▶ REQUEST
State how many lines hold the word "styles", with no other words.

▶ SUPPLIED DATA

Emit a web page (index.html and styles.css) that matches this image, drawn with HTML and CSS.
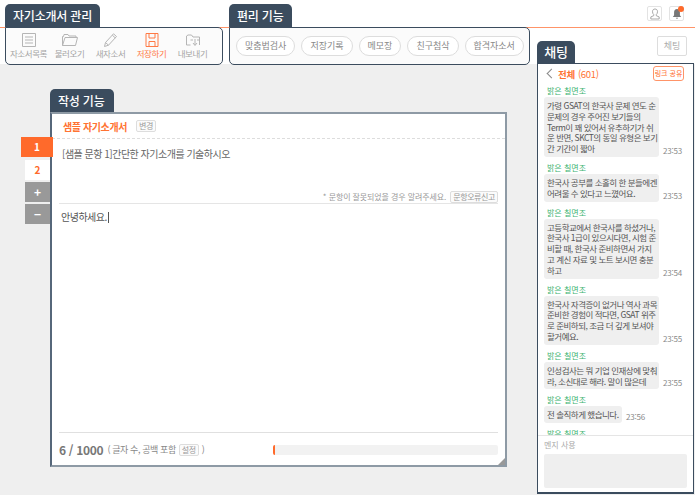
FILE: index.html
```html
<!DOCTYPE html>
<html lang="ko">
<head>
    <meta charset="UTF-8">
    <meta name="viewport" content="width=device-width, initial-scale=1.0">
    <title>자기소개서 관리</title>
    <link rel="stylesheet" href="styles.css">
</head>
<body>
    <div class="page">
        <div class="left-col">
            <div class="toolbars">
                <section class="toolgroup manage">
                    <h2 class="tab">자기소개서 관리</h2>
                    <div class="toolbox">
                        <a class="tool">
                            <svg viewBox="0 0 16 14" width="16" height="14"><path d="M1.500.5h13v13h-13zM4 4h8M4 7h8M4 10h8" fill="none" stroke="#b5b5b5"/></svg>
                            자소서목록
                        </a>
                        <a class="tool">
                            <svg viewBox="0 0 16 14" width="16" height="14"><path d="M.5 3.500v9h13l2-8H14V3H7L6 1.500H2L1.500 3.500zM14 4.500H3l-2.500 8" fill="none" stroke="#b5b5b5"/></svg>
                            불러오기
                        </a>
                        <a class="tool">
                            <svg viewBox="0 0 16 14" width="16" height="14"><path d="M1.500 13.500l1-4L10.500.8l3 2.700-8 8.700zM2.500 9.500l3 2.700M9.300 2.200l3 2.700" fill="none" stroke="#b5b5b5"/></svg>
                            새자소서
                        </a>
                        <a class="tool active">
                            <svg viewBox="0 0 16 14" width="16" height="14"><path d="M2 .5h12v13H2zM5 .5v4.500h6V.5M5 13.500V8.500h6v5" fill="none" stroke="#ff7a45"/></svg>
                            저장하기
                        </a>
                        <a class="tool">
                            <svg viewBox="0 0 16 14" width="16" height="14"><path d="M1.500 3v9h4M14.500 12V4H8L6.500 2H3L1.500 3M10 6v6M8 10l2 2.500 2-2.500M5.500 7H8M12 7h2" fill="none" stroke="#b5b5b5"/></svg>
                            내보내기
                        </a>
                    </div>
                </section>
                <section class="toolgroup helpers">
                    <h2 class="tab">편리 기능</h2>
                    <div class="toolbox pills">
                        <a class="pill">맞춤법검사</a>
                        <a class="pill">저장기록</a>
                        <a class="pill">메모장</a>
                        <a class="pill">친구첨삭</a>
                        <a class="pill">합격자소서</a>
                    </div>
                </section>
            </div>

            <div class="writing">
                <div class="rail">
                    <button class="rail-btn current">1</button>
                    <button class="rail-btn second">2</button>
                    <button class="rail-btn tool-btn">+</button>
                    <button class="rail-btn tool-btn">−</button>
                </div>
                <section class="editor">
                    <h2 class="tab">작성 기능</h2>
                    <div class="editor-box">
                        <div class="doc-title">
                            <strong>샘플 자기소개서</strong>
                            <span class="mini-btn">변경</span>
                        </div>
                        <div class="question">
                            <p>[샘플 문항 1]간단한 자기소개를 기술하시오</p>
                            <div class="report">
                                * 문항이 잘못되었을 경우 알려주세요.
                                <span class="mini-btn">문항오류신고</span>
                            </div>
                        </div>
                        <div class="answer">안녕하세요.<span class="caret"></span></div>
                        <div class="count-row">
                            <div class="count">
                                <b>6 / 1000</b>
                                <span>( 글자 수, 공백 포함</span>
                                <span class="mini-btn">설정</span>
                                <span>)</span>
                            </div>
                            <div class="progress"><div class="progress-fill" style="width: 2px"></div></div>
                        </div>
                        <div class="resize-grip"></div>
                    </div>
                </section>
            </div>
        </div>

        <aside class="chat">
            <div class="chat-top">
                <div class="top-icons">
                    <span class="icon-btn">
                        <svg viewBox="0 0 12 14" width="12" height="14"><path d="M6 1c2 0 3 1.300 3 3.300 0 1.500-.6 2.700-1.500 3.400v1.300l3.500 1.500V13H1v-2.500L4.500 9V7.700C3.600 7 3 5.800 3 4.300 3 2.300 4 1 6 1z" fill="none" stroke="#999"/></svg>
                    </span>
                    <span class="icon-btn bell">
                        <svg viewBox="0 0 12 14" width="12" height="14"><path d="M6 1c2.300 0 3.500 1.700 3.500 4v3.500L11 10.500H1L2.500 8.500V5C2.500 2.700 3.700 1 6 1zM4.500 11.500h3L6 13z" fill="#777"/></svg>
                        <i class="dot"></i>
                    </span>
                </div>
                <div class="chat-heading">
                    <h2 class="tab">채팅</h2>
                    <a class="chat-toggle">체팅</a>
                </div>
            </div>
            <div class="chat-box">
                <div class="chat-head">
                    <span class="back"></span>
                    <strong>전체</strong>
                    <span class="room-count">(601)</span>
                    <a class="share">링크 공유</a>
                </div>
                <div class="messages">
                    <div class="msg">
                        <div class="name">밝은 칠면조</div>
                        <div class="line">
                            <p class="bubble">가령 GSAT의 한국사 문제 연도 순<br>문제의 경우 주어진 보기들의<br>Term이 꽤 있어서 유추하기가 쉬<br>운 반면, SKCT의 동일 유형은 보기<br>간 기간이 짧아</p>
                            <time>23:53</time>
                        </div>
                    </div>
                    <div class="msg">
                        <div class="name">밝은 칠면조</div>
                        <div class="line">
                            <p class="bubble">한국사 공부를 소홀히 한 분들에겐<br>어려울 수 있다고 느꼈어요.</p>
                            <time>23:53</time>
                        </div>
                    </div>
                    <div class="msg">
                        <div class="name">밝은 칠면조</div>
                        <div class="line">
                            <p class="bubble">고등학교에서 한국사를 하셨거나,<br>한국사 1급이 있으시다면, 시험 준<br>비할 때, 한국사 준비하면서 가지<br>고 계신 자료 및 노트 보시면 충분<br>하고</p>
                            <time>23:54</time>
                        </div>
                    </div>
                    <div class="msg">
                        <div class="name">밝은 칠면조</div>
                        <div class="line">
                            <p class="bubble">한국사 자격증이 없거나 역사 과목<br>준비한 경험이 적다면, GSAT 위주<br>로 준비하되, 조금 더 깊게 보셔야<br>할거예요.</p>
                            <time>23:55</time>
                        </div>
                    </div>
                    <div class="msg">
                        <div class="name">밝은 칠면조</div>
                        <div class="line">
                            <p class="bubble">인성검사는 뭐 기업 인재상에 맞춰<br>라, 소신대로 해라. 말이 많은데</p>
                            <time>23:55</time>
                        </div>
                    </div>
                    <div class="msg">
                        <div class="name">밝은 칠면조</div>
                        <div class="line">
                            <p class="bubble short">전 솔직하게 했습니다.</p>
                            <time>23:56</time>
                        </div>
                    </div>
                    <div class="msg">
                        <div class="name">밝은 칠면조</div>
                    </div>
                </div>
                <div class="chat-input">
                    <label>멘지 사용</label>
                    <div class="input-area"></div>
                </div>
            </div>
        </aside>
    </div>
</body>
</html>
```

FILE: styles.css
```css
* {
    box-sizing: border-box;
}
html, body {
    margin: 0;
    padding: 0;
}
body {
    width: 695px;
    height: 495px;
    overflow: hidden;
    font-family: "Noto Sans CJK KR", "Noto Sans", sans-serif;
    color: #666;
    background: linear-gradient(#fff 27px, #ff9468 27px, #ff9468 28px, #fff 28px, #fff 64px, #efefef 64px);
}
h2, p {
    margin: 0;
    font-weight: normal;
}
.page {
    display: flex;
    height: 495px;
}
.left-col {
    width: 537px;
    flex: none;
}
.tab {
    background: #3b4c5e;
    color: #fff;
    font-size: 12px;
    font-weight: 500;
    line-height: 23px;
    letter-spacing: -0.2px;
    border-radius: 5px 5px 0 0;
    display: inline-block;
    vertical-align: top;
}

/* top toolbars */
.toolbars {
    display: flex;
    padding: 4px 0 0 5px;
    gap: 6px;
}
.toolgroup .tab {
    padding: 0 8px;
    display: block;
    width: max-content;
}
.toolbox {
    height: 38px;
    border: 1px solid #3b4c5e;
    border-radius: 0 5px 5px 5px;
    background: #fbfbfb;
    display: flex;
}
.manage .toolbox {
    width: 218px;
    padding: 5px 0 0 2px;
}
.helpers .toolbox {
    width: 301px;
    padding: 8px 0 0 6px;
    gap: 6px;
}
.tool {
    display: flex;
    flex-direction: column;
    align-items: center;
    width: 41px;
    font-size: 8.500px;
    line-height: 11px;
    letter-spacing: -0.4px;
    white-space: nowrap;
    color: #a5a5a5;
    gap: 1px;
}
.tool.active {
    color: #ff7a45;
}
.pill {
    height: 20px;
    padding: 0 8px;
    border: 1px solid #ddd;
    border-radius: 10px;
    background: #fff;
    font-size: 9px;
    line-height: 18px;
    color: #888;
    white-space: nowrap;
}

/* writing panel */
.writing {
    display: flex;
    padding: 24px 0 0 21px;
}
.rail {
    width: 29px;
    flex: none;
    padding-top: 48px;
    display: flex;
    flex-direction: column;
    align-items: flex-end;
    gap: 2px;
    position: relative;
    z-index: 1;
}
.rail-btn {
    width: 25px;
    height: 20px;
    margin: 0;
    padding: 0 0 2px;
    border: 0;
    font-family: inherit;
    font-size: 10px;
    font-weight: 700;
    background: #fff;
    color: #ff6a2b;
}
.rail-btn.current {
    width: 32px;
    margin-right: -3px;
    background: #ff6a2b;
    color: #fff;
    margin-bottom: 1px;
}
.rail-btn.tool-btn {
    background: #999;
    color: #fff;
    font-size: 12px;
}
.editor .tab {
    display: block;
    width: 64px;
    padding-left: 8px;
}
.editor-box {
    position: relative;
    width: 457px;
    height: 355px;
    background: #fff;
    border: 2px solid #8e9aa5;
    border-left-color: #56677a;
    display: flex;
    flex-direction: column;
    padding: 0 7px;
}
.doc-title {
    height: 25px;
    flex: none;
    border-bottom: 1px dashed #ddd;
    margin: 0 -7px;
    padding-left: 11px;
    display: flex;
    align-items: center;
    gap: 9px;
}
.doc-title strong {
    font-size: 10px;
    font-weight: 700;
    letter-spacing: -0.4px;
    color: #ff7333;
}
.mini-btn {
    display: inline-block;
    border: 1px solid #ddd;
    border-radius: 2px;
    padding: 0 2px;
    font-size: 8px;
    line-height: 10px;
    letter-spacing: -0.4px;
    color: #999;
    background: #fbfbfb;
}
.question {
    height: 65px;
    flex: none;
    border-bottom: 1px solid #e5e5e5;
    padding: 8px 0 0 3px;
    display: flex;
    flex-direction: column;
    justify-content: space-between;
}
.question p {
    font-size: 10px;
    line-height: 14px;
    letter-spacing: -0.5px;
    color: #666;
}
.report {
    text-align: right;
    font-size: 8px;
    line-height: 12px;
    letter-spacing: -0.1px;
    color: #999;
}
.report .mini-btn {
    margin-left: 2px;
}
.answer {
    flex: 1;
    padding: 6px 0 0 2px;
    font-size: 10px;
    line-height: 14px;
    letter-spacing: -0.5px;
    color: #555;
}
.caret {
    display: inline-block;
    width: 1px;
    height: 11px;
    background: #555;
    vertical-align: -2px;
    margin-left: 1px;
}
.count-row {
    flex: none;
    height: 34px;
    margin-bottom: -1px;
    border-top: 1px solid #e0e0e0;
    display: flex;
    align-items: center;
    justify-content: space-between;
}
.count {
    display: flex;
    align-items: center;
    gap: 3px;
    font-size: 9px;
    letter-spacing: -0.4px;
    color: #888;
}
.count b {
    font-size: 12px;
    font-weight: 700;
    letter-spacing: -0.3px;
    color: #777;
    margin-right: 1px;
}
.progress {
    width: 225px;
    height: 10px;
    background: #f2f2f2;
    border-radius: 2px;
    overflow: hidden;
}
.progress-fill {
    height: 100%;
    background: #ff6a2b;
}
.resize-grip {
    position: absolute;
    right: 0;
    bottom: 0;
    width: 0;
    height: 0;
    border-style: solid;
    border-width: 0 0 7px 7px;
    border-color: transparent transparent #999 transparent;
}

/* chat column */
.chat {
    flex: 1;
    display: flex;
    flex-direction: column;
    min-width: 0;
}
.chat-top {
    height: 63px;
    flex: none;
}
.top-icons {
    display: flex;
    justify-content: flex-end;
    gap: 7px;
    padding: 6px 11px 0 0;
}
.icon-btn {
    position: relative;
    width: 15px;
    height: 15px;
    border: 1px solid #e3e3e3;
    border-radius: 2px;
    display: flex;
    align-items: center;
    justify-content: center;
}
.icon-btn svg {
    width: 10px;
    height: 12px;
}
.dot {
    position: absolute;
    top: -1px;
    right: -1px;
    width: 6px;
    height: 6px;
    border-radius: 50%;
    background: #ff6a2b;
}
.chat-heading {
    display: flex;
    justify-content: space-between;
    align-items: flex-start;
    padding: 20px 8px 0 0;
}
.chat-heading .tab {
    width: 38px;
    height: 22px;
    line-height: 22px;
    text-align: center;
    font-size: 13px;
}
.chat-toggle {
    width: 30px;
    height: 20px;
    margin-top: -5px;
    border: 1px solid #ddd;
    border-radius: 2px;
    background: #fff;
    font-size: 9px;
    line-height: 18px;
    text-align: center;
    color: #aaa;
}
.chat-box {
    flex: 1;
    min-height: 0;
    margin: 0 1px 1px 0;
    border: 1px solid #3b4c5e;
    border-width: 1px 1px 2px 1px;
    background: #fff;
    display: flex;
    flex-direction: column;
}
.chat-head {
    flex: none;
    height: 19px;
    display: flex;
    align-items: center;
    padding: 0 9px 0 10px;
    gap: 3px;
    font-size: 9.500px;
    letter-spacing: -0.3px;
    color: #ff7333;
}
.chat-head strong {
    font-weight: 700;
}
.back {
    width: 7px;
    height: 7px;
    border-left: 1px solid #888;
    border-bottom: 1px solid #888;
    transform: rotate(45deg);
}
.share {
    margin-left: auto;
    width: 31px;
    height: 15px;
    border: 1px solid #ff9468;
    border-radius: 3px;
    font-size: 7px;
    line-height: 13px;
    letter-spacing: 0;
    text-align: center;
    white-space: nowrap;
    color: #ff6a2b;
}
.messages {
    flex: 1;
    min-height: 0;
    overflow: hidden;
    padding: 2px 0 0 6px;
}
.msg {
    margin-bottom: 5px;
}
.name {
    font-size: 8px;
    line-height: 11px;
    padding-left: 3px;
    color: #3cb371;
}
.line {
    display: flex;
    align-items: flex-end;
    gap: 4px;
    margin-top: 1px;
}
.bubble {
    width: 115px;
    flex: none;
    padding: 3px;
    background: #efefef;
    border-radius: 3px;
    font-size: 8.500px;
    line-height: 10.800px;
    letter-spacing: -0.5px;
    color: #555;
    white-space: nowrap;
}
.bubble.short {
    width: 78px;
}
time {
    font-size: 8px;
    line-height: 10px;
    letter-spacing: -0.2px;
    color: #888;
    margin-bottom: 1px;
}
.chat-input {
    flex: none;
    height: 57px;
    border-top: 1px solid #e5e5e5;
    padding: 2px 6px 0 6px;
}
.chat-input label {
    display: block;
    font-size: 8px;
    line-height: 13px;
    color: #aaa;
    margin-bottom: 3px;
}
.input-area {
    height: 34px;
    background: #efefef;
    border-radius: 2px;
}
```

▶ FULL OUTPUT
3